(DIRECTIONS) For the entries that follow, tally the lines holding the string "components". Give the total and nothing else.

Entries with page source code
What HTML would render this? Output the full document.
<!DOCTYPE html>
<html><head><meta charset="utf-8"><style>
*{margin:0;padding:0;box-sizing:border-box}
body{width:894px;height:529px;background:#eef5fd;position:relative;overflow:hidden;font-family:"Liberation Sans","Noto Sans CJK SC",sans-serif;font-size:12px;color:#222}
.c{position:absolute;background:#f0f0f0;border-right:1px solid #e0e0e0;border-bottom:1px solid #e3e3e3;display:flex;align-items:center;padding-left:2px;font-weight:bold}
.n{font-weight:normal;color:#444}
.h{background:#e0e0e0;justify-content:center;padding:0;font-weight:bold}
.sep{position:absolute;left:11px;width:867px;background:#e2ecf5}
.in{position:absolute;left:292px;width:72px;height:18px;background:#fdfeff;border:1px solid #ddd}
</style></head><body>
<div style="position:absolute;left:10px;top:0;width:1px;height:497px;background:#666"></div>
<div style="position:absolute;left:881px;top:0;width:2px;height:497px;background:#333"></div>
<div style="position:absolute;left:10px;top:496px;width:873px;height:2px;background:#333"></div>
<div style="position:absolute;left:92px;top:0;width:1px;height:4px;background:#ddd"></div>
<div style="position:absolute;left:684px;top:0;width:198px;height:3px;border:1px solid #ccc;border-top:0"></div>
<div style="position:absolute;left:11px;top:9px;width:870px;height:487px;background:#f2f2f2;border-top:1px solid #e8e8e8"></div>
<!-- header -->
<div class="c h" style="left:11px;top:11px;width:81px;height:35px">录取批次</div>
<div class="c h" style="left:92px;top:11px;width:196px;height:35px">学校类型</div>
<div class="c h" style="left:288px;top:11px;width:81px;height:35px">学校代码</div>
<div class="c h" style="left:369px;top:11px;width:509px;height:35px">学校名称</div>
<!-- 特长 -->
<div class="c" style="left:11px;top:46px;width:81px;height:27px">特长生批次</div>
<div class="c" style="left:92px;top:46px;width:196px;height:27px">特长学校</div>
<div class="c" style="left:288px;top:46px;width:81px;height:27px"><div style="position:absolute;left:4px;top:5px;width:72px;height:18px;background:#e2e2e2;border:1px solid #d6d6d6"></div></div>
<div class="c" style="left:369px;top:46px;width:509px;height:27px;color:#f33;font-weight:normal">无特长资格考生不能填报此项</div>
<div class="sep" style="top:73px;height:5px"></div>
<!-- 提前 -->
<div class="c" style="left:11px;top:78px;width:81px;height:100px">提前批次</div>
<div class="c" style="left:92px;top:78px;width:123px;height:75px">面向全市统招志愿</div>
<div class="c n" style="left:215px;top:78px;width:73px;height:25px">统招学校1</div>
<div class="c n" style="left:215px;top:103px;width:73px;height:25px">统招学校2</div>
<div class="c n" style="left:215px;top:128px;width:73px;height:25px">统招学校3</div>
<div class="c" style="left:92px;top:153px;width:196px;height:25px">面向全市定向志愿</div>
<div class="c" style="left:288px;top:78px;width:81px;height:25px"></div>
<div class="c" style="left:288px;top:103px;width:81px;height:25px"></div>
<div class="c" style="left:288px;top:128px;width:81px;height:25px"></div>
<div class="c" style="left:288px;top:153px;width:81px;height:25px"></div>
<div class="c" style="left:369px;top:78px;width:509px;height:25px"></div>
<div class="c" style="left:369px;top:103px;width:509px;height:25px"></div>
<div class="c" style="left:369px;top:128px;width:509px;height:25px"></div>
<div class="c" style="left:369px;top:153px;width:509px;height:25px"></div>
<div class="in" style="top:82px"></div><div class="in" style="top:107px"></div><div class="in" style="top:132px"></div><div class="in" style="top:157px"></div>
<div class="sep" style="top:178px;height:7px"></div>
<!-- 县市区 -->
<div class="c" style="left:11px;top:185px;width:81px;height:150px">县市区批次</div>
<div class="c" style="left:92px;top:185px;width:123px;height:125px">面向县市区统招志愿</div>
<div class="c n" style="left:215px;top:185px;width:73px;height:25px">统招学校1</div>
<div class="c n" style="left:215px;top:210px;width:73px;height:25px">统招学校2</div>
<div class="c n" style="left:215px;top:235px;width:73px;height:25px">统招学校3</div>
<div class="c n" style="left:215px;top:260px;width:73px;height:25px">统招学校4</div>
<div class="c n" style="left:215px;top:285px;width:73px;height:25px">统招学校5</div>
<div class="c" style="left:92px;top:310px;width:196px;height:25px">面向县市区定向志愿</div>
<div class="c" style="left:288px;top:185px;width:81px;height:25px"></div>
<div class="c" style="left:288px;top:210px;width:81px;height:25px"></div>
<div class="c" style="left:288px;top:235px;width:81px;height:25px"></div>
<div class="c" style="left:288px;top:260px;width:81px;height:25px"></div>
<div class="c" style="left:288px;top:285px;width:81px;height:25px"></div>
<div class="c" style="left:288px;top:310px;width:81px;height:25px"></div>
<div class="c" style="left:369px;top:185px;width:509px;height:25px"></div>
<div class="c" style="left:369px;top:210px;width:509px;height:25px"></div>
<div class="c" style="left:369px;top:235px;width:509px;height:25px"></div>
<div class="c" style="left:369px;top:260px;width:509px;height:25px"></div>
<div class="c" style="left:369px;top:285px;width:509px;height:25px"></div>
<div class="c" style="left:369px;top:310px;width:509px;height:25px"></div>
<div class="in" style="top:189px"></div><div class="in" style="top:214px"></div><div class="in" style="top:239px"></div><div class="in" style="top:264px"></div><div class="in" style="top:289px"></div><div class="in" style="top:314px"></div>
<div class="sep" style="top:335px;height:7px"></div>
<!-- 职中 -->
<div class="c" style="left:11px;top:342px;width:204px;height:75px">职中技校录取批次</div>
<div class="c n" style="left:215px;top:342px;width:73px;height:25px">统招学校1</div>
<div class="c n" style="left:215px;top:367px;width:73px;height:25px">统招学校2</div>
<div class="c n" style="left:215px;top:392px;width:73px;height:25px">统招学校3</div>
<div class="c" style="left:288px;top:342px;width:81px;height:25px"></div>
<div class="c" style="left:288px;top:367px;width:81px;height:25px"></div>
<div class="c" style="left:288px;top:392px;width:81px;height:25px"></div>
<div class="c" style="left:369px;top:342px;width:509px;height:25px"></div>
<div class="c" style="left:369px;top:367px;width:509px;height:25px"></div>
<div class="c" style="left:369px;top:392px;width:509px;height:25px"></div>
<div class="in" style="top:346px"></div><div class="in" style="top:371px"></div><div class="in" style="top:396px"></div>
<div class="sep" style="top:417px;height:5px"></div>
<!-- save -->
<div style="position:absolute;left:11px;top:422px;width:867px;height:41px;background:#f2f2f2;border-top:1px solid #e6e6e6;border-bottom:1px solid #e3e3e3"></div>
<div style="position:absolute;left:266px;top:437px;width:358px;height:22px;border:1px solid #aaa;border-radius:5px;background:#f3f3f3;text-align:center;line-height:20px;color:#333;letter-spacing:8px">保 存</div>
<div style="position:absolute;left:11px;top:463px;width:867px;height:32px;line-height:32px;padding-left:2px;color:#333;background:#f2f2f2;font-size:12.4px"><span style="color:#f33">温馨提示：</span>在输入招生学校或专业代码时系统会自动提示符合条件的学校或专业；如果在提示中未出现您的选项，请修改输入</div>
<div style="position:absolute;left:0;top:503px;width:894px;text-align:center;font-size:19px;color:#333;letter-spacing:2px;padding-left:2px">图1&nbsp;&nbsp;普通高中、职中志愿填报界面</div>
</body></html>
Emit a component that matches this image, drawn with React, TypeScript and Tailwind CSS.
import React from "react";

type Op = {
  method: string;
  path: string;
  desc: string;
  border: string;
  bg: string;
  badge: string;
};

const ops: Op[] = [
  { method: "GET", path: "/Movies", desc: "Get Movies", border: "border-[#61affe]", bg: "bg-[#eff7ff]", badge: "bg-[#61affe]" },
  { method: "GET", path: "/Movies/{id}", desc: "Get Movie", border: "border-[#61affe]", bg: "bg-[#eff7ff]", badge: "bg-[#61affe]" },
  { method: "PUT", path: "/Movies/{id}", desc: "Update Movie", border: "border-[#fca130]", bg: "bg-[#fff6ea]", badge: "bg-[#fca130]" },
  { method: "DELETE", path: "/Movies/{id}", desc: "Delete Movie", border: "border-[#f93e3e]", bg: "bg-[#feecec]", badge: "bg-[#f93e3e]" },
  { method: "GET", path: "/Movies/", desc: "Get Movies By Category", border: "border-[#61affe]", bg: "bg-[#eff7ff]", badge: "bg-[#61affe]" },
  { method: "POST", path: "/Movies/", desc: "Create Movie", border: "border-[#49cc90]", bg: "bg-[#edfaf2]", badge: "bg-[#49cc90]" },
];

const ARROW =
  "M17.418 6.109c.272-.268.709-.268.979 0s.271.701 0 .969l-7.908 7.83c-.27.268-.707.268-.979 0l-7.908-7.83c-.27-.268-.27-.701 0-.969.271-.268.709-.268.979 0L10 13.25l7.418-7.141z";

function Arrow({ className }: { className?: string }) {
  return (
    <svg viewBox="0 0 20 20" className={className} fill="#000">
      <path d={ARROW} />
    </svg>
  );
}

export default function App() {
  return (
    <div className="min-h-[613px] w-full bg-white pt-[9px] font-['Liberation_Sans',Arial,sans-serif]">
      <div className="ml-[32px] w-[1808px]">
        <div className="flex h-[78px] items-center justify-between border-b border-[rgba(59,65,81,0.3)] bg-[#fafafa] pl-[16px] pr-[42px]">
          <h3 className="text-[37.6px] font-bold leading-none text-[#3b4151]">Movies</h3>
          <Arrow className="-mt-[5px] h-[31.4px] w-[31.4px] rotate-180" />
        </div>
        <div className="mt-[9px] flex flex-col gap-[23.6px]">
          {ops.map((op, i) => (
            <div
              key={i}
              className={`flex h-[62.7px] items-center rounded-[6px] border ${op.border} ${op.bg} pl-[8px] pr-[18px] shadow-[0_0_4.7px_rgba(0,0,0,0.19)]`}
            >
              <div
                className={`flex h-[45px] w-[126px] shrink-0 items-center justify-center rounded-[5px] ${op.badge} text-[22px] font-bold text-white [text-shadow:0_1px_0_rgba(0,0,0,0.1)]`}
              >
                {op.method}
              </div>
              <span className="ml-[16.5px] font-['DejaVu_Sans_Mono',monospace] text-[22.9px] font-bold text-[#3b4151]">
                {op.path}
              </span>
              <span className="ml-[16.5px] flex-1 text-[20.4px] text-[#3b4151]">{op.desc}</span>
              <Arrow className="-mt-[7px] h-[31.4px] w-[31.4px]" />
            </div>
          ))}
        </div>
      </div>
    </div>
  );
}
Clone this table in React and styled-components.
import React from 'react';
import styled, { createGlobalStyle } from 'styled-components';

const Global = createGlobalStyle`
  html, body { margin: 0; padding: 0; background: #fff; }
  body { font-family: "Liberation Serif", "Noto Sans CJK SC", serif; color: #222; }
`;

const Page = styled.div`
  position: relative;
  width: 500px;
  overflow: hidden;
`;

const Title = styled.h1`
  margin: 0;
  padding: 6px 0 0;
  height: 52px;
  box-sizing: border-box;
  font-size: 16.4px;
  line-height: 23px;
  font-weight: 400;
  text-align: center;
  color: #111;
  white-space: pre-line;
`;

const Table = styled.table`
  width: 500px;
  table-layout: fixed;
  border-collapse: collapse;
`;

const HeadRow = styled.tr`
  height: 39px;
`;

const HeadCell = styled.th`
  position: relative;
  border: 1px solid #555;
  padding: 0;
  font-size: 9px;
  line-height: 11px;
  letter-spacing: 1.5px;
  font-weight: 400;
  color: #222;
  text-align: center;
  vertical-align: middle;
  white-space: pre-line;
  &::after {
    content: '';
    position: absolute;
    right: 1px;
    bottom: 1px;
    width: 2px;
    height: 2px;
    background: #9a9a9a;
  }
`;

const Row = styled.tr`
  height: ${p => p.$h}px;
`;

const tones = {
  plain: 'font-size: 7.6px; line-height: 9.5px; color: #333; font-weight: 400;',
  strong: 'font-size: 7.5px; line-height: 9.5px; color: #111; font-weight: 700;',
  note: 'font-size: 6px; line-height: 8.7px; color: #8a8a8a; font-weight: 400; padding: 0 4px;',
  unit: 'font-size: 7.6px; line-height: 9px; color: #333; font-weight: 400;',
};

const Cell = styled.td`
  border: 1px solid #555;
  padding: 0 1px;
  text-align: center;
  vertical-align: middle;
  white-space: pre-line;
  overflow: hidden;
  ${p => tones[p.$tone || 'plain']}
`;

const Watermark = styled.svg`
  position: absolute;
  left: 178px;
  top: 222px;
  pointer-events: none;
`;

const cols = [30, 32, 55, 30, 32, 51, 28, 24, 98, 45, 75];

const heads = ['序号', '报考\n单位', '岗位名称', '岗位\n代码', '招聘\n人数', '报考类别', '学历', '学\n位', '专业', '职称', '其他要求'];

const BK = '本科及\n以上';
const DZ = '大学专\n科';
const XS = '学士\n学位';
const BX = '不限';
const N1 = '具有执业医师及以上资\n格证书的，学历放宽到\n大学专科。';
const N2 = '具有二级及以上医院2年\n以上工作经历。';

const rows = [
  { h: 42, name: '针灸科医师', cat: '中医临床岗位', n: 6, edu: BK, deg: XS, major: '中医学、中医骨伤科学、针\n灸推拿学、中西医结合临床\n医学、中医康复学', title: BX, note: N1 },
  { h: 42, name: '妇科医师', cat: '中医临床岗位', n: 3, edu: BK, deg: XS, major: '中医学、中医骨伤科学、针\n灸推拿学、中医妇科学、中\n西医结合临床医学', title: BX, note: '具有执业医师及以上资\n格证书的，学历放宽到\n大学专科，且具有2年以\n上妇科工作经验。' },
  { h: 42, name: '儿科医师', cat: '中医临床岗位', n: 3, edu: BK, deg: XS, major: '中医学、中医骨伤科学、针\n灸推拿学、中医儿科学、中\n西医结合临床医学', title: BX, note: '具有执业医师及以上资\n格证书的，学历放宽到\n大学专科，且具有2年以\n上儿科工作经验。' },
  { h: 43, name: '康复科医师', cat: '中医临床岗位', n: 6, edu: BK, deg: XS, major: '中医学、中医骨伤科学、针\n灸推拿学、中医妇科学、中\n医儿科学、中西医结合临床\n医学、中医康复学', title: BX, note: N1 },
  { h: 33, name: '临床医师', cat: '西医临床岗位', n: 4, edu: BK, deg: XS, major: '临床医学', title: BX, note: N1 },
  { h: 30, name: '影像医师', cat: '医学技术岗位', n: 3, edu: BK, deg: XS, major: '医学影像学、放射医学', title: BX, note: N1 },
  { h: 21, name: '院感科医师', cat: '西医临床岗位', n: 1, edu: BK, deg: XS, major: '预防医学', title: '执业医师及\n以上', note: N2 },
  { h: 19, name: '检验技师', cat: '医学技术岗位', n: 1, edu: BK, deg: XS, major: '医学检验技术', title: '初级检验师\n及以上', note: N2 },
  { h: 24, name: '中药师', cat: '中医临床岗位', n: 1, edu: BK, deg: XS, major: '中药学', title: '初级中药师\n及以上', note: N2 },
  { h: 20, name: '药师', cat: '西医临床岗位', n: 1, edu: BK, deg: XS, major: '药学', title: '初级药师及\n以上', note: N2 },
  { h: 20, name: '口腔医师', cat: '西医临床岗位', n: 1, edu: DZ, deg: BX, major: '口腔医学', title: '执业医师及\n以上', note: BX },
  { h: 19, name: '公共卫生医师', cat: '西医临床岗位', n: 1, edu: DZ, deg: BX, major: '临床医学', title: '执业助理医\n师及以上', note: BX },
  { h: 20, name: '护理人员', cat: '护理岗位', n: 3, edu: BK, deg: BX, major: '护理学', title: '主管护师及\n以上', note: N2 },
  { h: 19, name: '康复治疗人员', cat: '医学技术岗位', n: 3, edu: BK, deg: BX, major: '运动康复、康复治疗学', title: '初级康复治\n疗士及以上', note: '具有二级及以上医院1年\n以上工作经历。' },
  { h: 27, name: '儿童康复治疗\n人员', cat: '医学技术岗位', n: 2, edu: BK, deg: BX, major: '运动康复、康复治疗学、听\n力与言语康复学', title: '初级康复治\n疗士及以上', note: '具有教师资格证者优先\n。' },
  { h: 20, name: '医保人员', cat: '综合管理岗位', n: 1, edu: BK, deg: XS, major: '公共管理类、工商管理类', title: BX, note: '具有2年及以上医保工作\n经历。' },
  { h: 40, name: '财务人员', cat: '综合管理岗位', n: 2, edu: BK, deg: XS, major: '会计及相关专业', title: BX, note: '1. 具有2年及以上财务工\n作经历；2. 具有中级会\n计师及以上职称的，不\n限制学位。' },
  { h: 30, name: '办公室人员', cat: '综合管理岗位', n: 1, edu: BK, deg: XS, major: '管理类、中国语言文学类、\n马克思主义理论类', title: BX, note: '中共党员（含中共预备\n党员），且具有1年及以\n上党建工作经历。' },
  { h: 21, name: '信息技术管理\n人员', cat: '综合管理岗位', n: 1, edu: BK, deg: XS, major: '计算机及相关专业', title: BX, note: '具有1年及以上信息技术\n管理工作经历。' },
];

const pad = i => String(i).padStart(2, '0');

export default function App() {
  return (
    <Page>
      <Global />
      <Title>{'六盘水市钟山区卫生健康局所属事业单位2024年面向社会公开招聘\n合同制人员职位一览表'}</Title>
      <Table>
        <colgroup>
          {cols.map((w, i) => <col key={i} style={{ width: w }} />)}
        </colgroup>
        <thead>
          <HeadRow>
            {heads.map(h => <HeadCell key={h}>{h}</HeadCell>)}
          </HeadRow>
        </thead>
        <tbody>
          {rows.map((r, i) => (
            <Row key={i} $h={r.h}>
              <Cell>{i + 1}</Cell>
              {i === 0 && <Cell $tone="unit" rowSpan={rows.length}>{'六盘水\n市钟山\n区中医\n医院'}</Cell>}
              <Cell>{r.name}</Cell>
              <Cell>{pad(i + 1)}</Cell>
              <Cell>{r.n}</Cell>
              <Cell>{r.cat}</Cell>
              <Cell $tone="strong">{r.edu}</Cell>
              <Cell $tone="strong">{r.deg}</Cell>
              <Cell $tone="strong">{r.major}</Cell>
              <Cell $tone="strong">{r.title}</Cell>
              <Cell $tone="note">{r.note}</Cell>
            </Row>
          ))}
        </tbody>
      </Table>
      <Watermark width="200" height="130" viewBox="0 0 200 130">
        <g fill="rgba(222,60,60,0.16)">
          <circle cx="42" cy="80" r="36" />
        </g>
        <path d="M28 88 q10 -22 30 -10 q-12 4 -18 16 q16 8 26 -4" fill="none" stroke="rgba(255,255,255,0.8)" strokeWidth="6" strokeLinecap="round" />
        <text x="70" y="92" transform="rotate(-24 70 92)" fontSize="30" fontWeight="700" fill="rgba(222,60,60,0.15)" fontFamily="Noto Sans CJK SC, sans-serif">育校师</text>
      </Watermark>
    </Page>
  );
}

(THE RESPONSE) 2